For Brother Lawrence, "common business," no matter how mundane or routine, was a way to receive God’s love and be re-fueled by it. The sacredness or worldly status of a task mattered less than the motivation behind it.
"It is not necessary that we have great things to do, we can do little things for God; I turn the cake that is frying on the pan for love of him, and that done, if there is nothing else to call me, I pray with thanks to Christ who gives me the grace to work. Whether I stir the soup or sweep the floor, I do it in response to the love God gives me.”
Are you, am I, are we, still able to choose a proper heart concerning the details of this life? Lawrence practiced the presence of God, one task, one prayer at a time. Each meal he cooked, each errand he ran, each pot he scrubbed became a motion of devotion.
The world has and will continue to scorn a life of the spirit such as this. Brother Lawrence was certainly aware of this. The monastery walls did not protect him from the daily pressure of his superiors to get the job done, be efficient, produce work. By practicing the presence, Lawrence recognized what was all around him, constant holiness. The eyes of the spirit do see differently than human eyes.
Is it surprising that Brother Lawrence is still being lifted up after 300 years? It is surprising when you learn that he never boasted or loudly proclaimed his approach to the spiritual life; it was his fellow monks who observed his actions, his attention to holiness. They were the ones who brought his private writings to light after his death. Lawrence’s Godly practice and preparation led other ordinary persons to spread the word of God’s constant nearness.
But Pastor Mike, Brother Lawrence lived 300 years ago, he didn’t have to deal with our seductions. Perhaps not. But there is one thing that we and Brother Lawrence have that is the same--the free will to choose our path.
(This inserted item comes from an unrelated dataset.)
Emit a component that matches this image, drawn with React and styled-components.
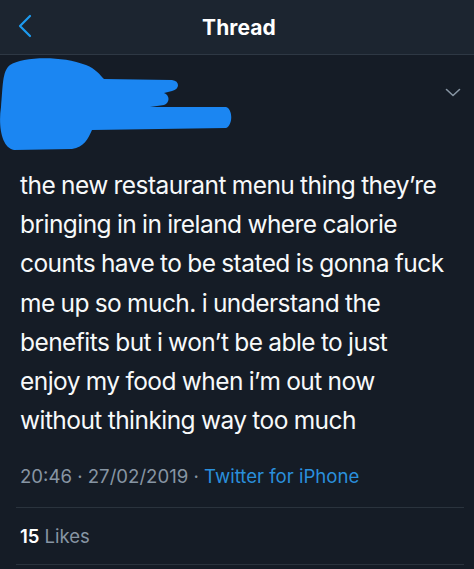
import React from 'react';
import styled, { createGlobalStyle } from 'styled-components';

const GlobalStyle = createGlobalStyle`
  html, body {
    margin: 0;
    padding: 0;
    background: #151c26;
  }
  body {
    font-family: Inter, "Liberation Sans", sans-serif;
    -webkit-font-smoothing: antialiased;
  }
`;

const Screen = styled.div`
  width: 474px;
  height: 569px;
  overflow: hidden;
  background: #151c26;
  color: #f5f8fa;
`;

const NavBar = styled.header`
  height: 54px;
  display: flex;
  align-items: center;
  justify-content: center;
  position: relative;
  background: #1c2530;
  border-bottom: 1px solid #2e3844;
`;

const BackButton = styled.button`
  position: absolute;
  left: 12px;
  top: 12px;
  width: 26px;
  height: 28px;
  padding: 0;
  border: 0;
  background: none;
  display: flex;
  align-items: center;
  justify-content: center;
`;

const Title = styled.h1`
  margin: 0 0 0 4px;
  font-size: 21px;
  font-weight: 700;
  color: #ffffff;
  letter-spacing: 0.1px;
`;

const AuthorRow = styled.div`
  height: 96px;
  display: flex;
  justify-content: space-between;
  align-items: flex-start;
`;

const Caret = styled.div`
  margin: 33px 13px 0 0;
  display: flex;
`;

const Tweet = styled.section`
  padding: 15px 6px 0 20px;
`;

const Body = styled.p`
  margin: 0;
  font-size: 24.5px;
  line-height: 39.2px;
  letter-spacing: -0.55px;
  word-spacing: -0.5px;
  color: #f7f9fa;
`;

const Line = styled.span`
  display: block;
  white-space: nowrap;
`;

const Meta = styled.div`
  margin-top: 24px;
  font-size: 18.6px;
  line-height: 24px;
  color: #8795a3;
`;

const Source = styled.span`
  color: #2a8fdc;
`;

const Divider = styled.div`
  height: 1px;
  background: #2a333d;
  margin: ${p => p.$gap}px 10px 0 16px;
`;

const Stats = styled.div`
  padding: 0 0 0 20px;
  height: 56px;
  display: flex;
  align-items: center;
  font-size: 18.5px;
  color: #8795a3;
`;

const Count = styled.strong`
  color: #ffffff;
  font-weight: 600;
  margin-right: 5px;
`;

const lines = [
  'the new restaurant menu thing they’re',
  'bringing in in ireland where calorie',
  'counts have to be stated is gonna fuck',
  'me up so much. i understand the',
  'benefits but i won’t be able to just',
  'enjoy my food when i’m out now',
  'without thinking way too much',
];

const Scribble = () => (
  <svg width="240" height="96" viewBox="0 0 240 96" fill="#1b86f2">
    <path d="M10 10 C 22 2, 60 0, 86 10 C 96 14, 100 20, 104 24 L 172 25 C 180 26, 180 34, 172 36 L 164 38 C 170 40, 170 48, 164 50 L 150 52 L 226 52 C 233 54, 233 70, 226 73 L 92 75 C 88 84, 84 92, 72 94 L 14 95 C 2 93, -2 72, 1 52 C 3 32, 2 16, 10 10 Z" />
  </svg>
);

export default function App() {
  return (
    <Screen>
      <GlobalStyle />
      <NavBar>
        <BackButton aria-label="Back">
          <svg width="14" height="24" viewBox="0 0 14 24" fill="none" stroke="#1d9bf0" strokeWidth="2.2" strokeLinecap="round" strokeLinejoin="round">
            <path d="M12 2 L2 12 L12 22" />
          </svg>
        </BackButton>
        <Title>Thread</Title>
      </NavBar>
      <AuthorRow>
        <Scribble />
        <Caret>
          <svg width="16" height="9" viewBox="0 0 16 9" fill="none" stroke="#8795a3" strokeWidth="1.6" strokeLinecap="round" strokeLinejoin="round">
            <path d="M1.5 1.5 L8 7.5 L14.5 1.5" />
          </svg>
        </Caret>
      </AuthorRow>
      <Tweet>
        <Body>
          {lines.map(l => (
            <Line key={l}>{l}</Line>
          ))}
        </Body>
        <Meta>
          20:46 · 27/02/2019 · <Source>Twitter for iPhone</Source>
        </Meta>
      </Tweet>
      <Divider $gap={19} />
      <Stats>
        <Count>15</Count>Likes
      </Stats>
      <Divider $gap={0} />
    </Screen>
  );
}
By deciding to practice the presence of God in Christ, it is like filling the oil flask for your lamp.
Waiting for the wedding party to begin, you will walk through much darkness, that will not change. Practice makes perfect, as they say; but practice also creates momentum. Momentum is life’s vital ingredient that sustains motivation. Spiritual momentum is not much different from the physical kind. Attaining it is one thing, retaining it is another.
Among athletes, golfers and basketball players seem to speak most eloquently about momentum. They call it the zone, the place where they are really ‘locked’ or ‘tuned’ in. To a golfer in the zone, the cup may look as big as a 5 gallon bucket; to a basketball player, the basket seems 3 feet wide. They also speak about coming in and out of the zone, generally a complete mystery as to when it is going to happen.
The only element that is common to both the physical and the spiritual athlete is practicing the art of preparation, the act of making sure your flask is full for when the time comes, so that your flame will continue to burn and offer the light of Christ no matter how dark the path.